[Dataset extract start]

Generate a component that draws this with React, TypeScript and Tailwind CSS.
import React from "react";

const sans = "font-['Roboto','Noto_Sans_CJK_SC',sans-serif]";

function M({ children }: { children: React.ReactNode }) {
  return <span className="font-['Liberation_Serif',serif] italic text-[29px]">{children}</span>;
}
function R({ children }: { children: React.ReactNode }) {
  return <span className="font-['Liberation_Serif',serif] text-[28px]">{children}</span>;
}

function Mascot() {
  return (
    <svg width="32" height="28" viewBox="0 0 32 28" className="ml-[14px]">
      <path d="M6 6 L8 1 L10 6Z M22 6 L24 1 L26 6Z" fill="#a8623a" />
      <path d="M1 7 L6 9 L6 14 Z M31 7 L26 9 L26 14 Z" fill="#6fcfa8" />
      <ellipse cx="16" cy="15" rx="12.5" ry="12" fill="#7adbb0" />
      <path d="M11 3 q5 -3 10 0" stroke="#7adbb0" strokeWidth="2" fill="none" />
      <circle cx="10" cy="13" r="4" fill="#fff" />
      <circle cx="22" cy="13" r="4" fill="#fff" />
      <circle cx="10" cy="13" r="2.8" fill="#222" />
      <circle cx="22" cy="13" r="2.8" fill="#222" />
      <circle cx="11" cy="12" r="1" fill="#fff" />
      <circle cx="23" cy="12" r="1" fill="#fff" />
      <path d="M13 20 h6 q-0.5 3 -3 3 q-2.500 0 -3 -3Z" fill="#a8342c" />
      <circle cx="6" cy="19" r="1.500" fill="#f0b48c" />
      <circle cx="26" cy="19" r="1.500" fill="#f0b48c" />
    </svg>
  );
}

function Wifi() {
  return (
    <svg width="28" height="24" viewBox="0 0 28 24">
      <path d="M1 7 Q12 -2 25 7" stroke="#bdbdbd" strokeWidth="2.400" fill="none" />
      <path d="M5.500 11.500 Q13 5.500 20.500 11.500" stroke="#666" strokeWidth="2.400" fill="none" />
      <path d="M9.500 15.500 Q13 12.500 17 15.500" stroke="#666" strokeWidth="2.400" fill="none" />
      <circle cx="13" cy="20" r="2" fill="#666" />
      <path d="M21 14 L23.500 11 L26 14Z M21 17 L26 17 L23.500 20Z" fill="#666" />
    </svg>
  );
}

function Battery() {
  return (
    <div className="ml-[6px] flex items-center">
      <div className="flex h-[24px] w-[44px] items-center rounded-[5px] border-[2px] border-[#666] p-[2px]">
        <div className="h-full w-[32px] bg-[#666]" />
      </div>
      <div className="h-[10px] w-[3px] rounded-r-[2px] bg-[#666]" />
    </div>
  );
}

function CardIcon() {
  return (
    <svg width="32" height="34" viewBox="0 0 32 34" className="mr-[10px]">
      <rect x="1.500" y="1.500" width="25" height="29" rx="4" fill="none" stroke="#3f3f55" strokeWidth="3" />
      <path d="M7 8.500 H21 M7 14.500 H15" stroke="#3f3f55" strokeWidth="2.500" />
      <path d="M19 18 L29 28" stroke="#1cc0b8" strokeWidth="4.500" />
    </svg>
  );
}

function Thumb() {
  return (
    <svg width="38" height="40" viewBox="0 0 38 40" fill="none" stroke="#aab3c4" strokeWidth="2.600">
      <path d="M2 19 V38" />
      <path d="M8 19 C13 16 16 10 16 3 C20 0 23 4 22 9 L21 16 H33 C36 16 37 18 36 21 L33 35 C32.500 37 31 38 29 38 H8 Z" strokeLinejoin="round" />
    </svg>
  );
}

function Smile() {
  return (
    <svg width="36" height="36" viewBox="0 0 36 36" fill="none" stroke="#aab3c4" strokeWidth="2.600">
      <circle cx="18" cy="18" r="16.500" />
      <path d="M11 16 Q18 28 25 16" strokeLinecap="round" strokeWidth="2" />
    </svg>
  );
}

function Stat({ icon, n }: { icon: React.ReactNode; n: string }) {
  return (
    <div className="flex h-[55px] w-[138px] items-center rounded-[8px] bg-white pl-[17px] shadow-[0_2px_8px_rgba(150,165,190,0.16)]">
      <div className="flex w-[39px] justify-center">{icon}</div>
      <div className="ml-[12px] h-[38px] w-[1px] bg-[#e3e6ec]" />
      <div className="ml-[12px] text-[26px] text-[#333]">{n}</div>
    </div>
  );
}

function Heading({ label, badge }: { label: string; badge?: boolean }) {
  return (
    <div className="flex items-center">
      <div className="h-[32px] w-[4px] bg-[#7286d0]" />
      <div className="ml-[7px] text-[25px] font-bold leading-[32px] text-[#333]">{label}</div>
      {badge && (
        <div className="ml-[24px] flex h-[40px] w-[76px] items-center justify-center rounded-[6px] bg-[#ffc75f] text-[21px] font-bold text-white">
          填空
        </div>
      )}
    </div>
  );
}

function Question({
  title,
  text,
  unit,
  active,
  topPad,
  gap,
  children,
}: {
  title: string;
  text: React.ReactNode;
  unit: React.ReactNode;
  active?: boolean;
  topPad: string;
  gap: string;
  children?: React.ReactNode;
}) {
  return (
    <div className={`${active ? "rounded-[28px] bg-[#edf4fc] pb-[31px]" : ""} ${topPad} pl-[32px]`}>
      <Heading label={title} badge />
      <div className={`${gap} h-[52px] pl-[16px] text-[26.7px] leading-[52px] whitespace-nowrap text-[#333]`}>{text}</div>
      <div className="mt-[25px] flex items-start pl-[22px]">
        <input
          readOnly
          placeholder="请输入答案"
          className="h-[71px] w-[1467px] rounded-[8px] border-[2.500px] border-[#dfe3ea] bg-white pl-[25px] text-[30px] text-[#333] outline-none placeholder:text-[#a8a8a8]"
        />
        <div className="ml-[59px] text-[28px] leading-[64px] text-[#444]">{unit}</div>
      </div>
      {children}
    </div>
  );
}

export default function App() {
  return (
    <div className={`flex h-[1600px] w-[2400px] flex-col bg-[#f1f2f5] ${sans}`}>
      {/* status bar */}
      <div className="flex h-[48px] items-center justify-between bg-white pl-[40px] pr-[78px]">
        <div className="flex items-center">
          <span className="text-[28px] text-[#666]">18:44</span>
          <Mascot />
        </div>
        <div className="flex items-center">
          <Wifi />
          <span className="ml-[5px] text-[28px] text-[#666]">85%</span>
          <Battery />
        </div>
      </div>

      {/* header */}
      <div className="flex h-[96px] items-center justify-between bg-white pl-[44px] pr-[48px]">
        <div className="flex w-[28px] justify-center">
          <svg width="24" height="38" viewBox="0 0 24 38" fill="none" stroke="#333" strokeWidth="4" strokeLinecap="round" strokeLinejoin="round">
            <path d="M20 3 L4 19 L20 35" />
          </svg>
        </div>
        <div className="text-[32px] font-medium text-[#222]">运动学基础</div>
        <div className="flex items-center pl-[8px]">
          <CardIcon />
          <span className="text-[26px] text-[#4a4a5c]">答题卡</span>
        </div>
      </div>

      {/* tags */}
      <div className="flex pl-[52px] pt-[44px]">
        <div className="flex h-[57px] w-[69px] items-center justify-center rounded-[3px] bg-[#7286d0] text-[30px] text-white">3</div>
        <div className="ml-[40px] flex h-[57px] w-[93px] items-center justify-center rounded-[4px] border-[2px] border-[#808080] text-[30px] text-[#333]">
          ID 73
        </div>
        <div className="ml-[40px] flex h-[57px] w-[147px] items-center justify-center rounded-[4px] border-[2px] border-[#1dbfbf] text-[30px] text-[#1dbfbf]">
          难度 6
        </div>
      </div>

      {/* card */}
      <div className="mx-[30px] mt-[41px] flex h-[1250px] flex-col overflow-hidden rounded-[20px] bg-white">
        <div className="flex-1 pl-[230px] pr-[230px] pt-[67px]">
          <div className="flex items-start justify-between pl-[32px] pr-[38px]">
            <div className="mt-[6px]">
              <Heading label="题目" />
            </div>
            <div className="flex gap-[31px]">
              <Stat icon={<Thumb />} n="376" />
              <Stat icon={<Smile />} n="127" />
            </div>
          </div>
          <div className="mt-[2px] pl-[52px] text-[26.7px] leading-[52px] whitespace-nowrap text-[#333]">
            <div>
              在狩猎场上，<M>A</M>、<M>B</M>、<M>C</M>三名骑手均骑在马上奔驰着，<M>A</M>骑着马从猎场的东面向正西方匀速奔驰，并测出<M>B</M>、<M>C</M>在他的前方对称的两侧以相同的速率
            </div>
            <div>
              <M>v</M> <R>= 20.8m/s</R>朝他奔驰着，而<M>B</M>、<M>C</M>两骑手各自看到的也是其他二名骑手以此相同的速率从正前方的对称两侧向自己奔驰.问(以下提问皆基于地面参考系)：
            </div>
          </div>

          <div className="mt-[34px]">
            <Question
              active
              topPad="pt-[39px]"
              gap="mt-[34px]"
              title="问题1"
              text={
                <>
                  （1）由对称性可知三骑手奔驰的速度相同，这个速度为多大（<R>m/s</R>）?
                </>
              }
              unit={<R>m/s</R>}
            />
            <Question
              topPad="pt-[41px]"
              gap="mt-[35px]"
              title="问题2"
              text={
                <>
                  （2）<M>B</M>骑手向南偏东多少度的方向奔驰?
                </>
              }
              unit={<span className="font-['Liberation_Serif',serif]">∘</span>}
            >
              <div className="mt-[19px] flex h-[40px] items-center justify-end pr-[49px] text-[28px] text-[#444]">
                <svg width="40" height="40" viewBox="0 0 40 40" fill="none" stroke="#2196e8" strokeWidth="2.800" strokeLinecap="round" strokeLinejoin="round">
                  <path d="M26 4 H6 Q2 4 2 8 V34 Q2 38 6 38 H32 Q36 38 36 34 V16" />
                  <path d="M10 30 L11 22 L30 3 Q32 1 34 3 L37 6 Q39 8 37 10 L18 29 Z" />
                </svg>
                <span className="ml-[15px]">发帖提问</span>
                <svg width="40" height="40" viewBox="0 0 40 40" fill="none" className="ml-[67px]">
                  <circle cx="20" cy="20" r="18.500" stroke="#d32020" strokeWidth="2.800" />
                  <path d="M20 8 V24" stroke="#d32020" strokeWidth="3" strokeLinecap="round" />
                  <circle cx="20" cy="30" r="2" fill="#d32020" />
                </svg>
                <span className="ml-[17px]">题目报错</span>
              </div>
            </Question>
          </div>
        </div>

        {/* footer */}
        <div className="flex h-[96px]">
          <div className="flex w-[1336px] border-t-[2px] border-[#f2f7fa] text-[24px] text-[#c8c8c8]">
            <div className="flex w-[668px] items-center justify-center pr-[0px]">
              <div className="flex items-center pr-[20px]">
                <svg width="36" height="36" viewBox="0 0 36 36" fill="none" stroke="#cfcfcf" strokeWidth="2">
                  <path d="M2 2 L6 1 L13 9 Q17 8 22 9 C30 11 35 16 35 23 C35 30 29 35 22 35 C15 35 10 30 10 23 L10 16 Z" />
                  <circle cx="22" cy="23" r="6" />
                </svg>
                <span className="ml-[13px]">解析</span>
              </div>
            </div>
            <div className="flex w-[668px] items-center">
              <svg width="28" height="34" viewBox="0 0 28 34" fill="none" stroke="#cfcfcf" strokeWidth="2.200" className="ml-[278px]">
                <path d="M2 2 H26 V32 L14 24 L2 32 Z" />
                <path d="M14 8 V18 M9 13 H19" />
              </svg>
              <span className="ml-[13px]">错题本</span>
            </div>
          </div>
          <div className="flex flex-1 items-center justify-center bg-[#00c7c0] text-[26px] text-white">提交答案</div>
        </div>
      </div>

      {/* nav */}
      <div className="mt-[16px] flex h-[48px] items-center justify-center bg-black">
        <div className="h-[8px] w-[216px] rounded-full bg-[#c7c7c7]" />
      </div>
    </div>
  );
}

[Dataset extract end]

- Objective: Pull out every line in the material above where "React" occurs.

- Correct response:
Generate a component that draws this with React, TypeScript and Tailwind CSS.
import React from "react";
function M({ children }: { children: React.ReactNode }) {
function R({ children }: { children: React.ReactNode }) {
function Stat({ icon, n }: { icon: React.ReactNode; n: string }) {
  text: React.ReactNode;
  unit: React.ReactNode;
  children?: React.ReactNode;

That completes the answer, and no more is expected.